懲戒解雇の意味、退職金との関係

カテゴリー: 解雇の知識

懲戒解雇の意味

懲戒解雇とは、一般に従業員の「企業規律違反に対する制裁」として行われる解雇をいいます。これに対して、普通解雇は、能力不足や病気による就労不能などの場面で行われる解雇であり、「企業規律違反に対する制裁」でないことが異なります。一般に懲戒解雇の方が普通解雇より処分としては重くなりますし、従業員の不利益も大きくなります。

 

懲戒解雇の要件

企業が従業員に対して懲戒処分をするには、就業規則に懲戒理由となる事由とその種類・程度が明記されている必要があります。したがって懲戒解雇をする場合も懲戒解雇事由が就業規則に明記されている必要があります。一般には、重要な業務命令の拒否、横領、長期の無断欠勤、会社の名誉を著しく害する重大な犯罪行為、重大な経歴詐称などが該当します。

 

懲戒解雇の手続き

懲戒解雇は従業員に対するペナルティであるため、原則として処分を行う前に対象者に弁解の機会を与える必要があります。

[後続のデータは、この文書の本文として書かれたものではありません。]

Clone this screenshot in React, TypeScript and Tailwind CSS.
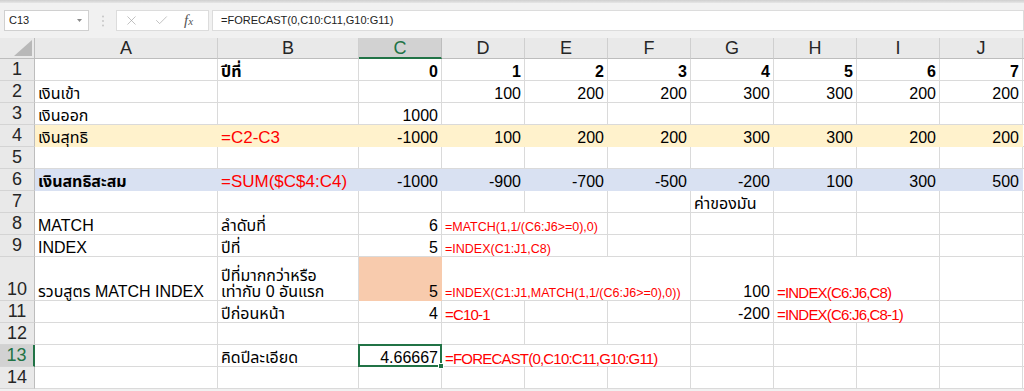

このような手続を履践しない場合は適正な手続を踏まないものとして、懲戒解雇は無効となる可能性もあります。

 

懲戒解雇と解雇手当

企業が従業員を解雇する場合、30日前に「解雇予告」するか、30日分の「解雇予告手当」を支払うことが義務付けられています(労働基準法第20条)。しかし、懲戒解雇では「労働基準監督署の除外認定」という制度があり、一定の場合に、労働基準監督署の認定を受けることにより、30日前の予告や解雇予告手当の支払いの義務が免除されます。もっとも、実際には「労働基準監督署の除外認定」をうけるのは面倒としてその申請をせずに、30日分の「解雇予告手当」を支払ったうえで懲戒解雇することも多いようです。

 

懲戒解雇と退職金

懲戒解雇の場合、退職金を支払わない(または減額)ことを退職金規程に定めている会社も多くあります。もっとも、退職金は、従業員の功労報償的な性質と賃金の後払い的な性質を併せ持つとされています。退職金が賃金の後払い的な性格も有するのであれば、退職金没収には相応の理由が必要になります。
そこで、判例や主要な学説は、退職金不支給が許されるのは、従業員の過去の労働に対する評価を全て抹消させてしまう程度の、著しい不信行為があった場合に限られると解しています。つまり、会社に損害を与えた程度や、企業秩序を乱した程度などの個別具体的な事情を考慮して退職金不支給の適否を検討することとなります。